Anselme Davril • 1990
This manuscript, written at Fleury in the early twelfth century, was noticed and partially edited by Dom Edmond Martène in the 17th and 18th centuries. It consists chiefly of a calendar, a psalter, the usual canticles, Pater and creeds, a litany of the saints, and a monastic ritual embracing an ordo missae and various ordines for the events of life within the monastery, including rites for the sick and dying, and the special blessings of the liturgical year.
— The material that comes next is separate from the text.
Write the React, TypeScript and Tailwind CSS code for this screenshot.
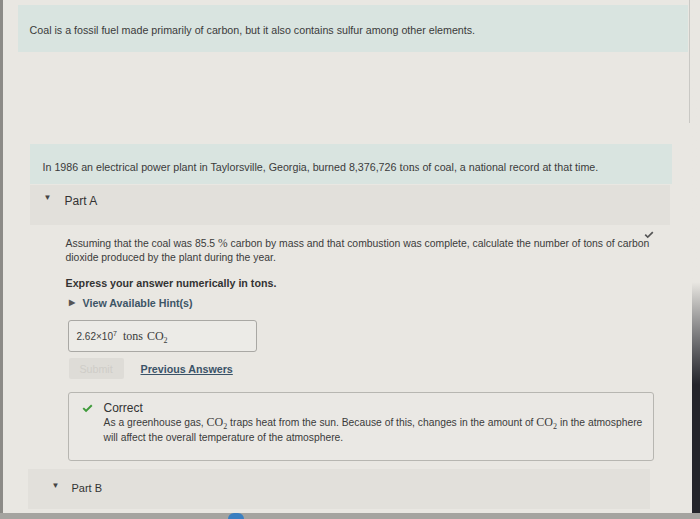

This edition omits the psalter.
The MS can be seen as a careful, original composition (though there are, of course, parallels elsewhere), designed for use in its place of origin, most probably under Abbot Boson II (1108-1137) and is to be seen as a witness to a harmonization and consolidation of liturgical books that took place in Fleury in the 12th century.
A sacramentary (Avranches, Bibliothèque municipale, MS 41), a Missale plenum with neumes (Trier, Bibliothek des Priesterseminars, MS 187), a portable breviary sanctoral (Orleans, Bibliothèque municipale, MS 125 [103], 13th century), together with an ordinary-customary with prosarium and processional (Orleans, Bibliothèque municipale, MS 129 [107]) also serve as witnesses.
Virtually nothing remains of earlier liturgical books at Fleury, which were most likely destroyed after the revision. The Fleury ritual is independent of the Romano-German Pontifical but has borrowed numerous elements from English sources, quite probably through the Winchcombe sacramentary (Orleans, Bibliothèque municipale, MS. 127 [105]) among other intermediaries.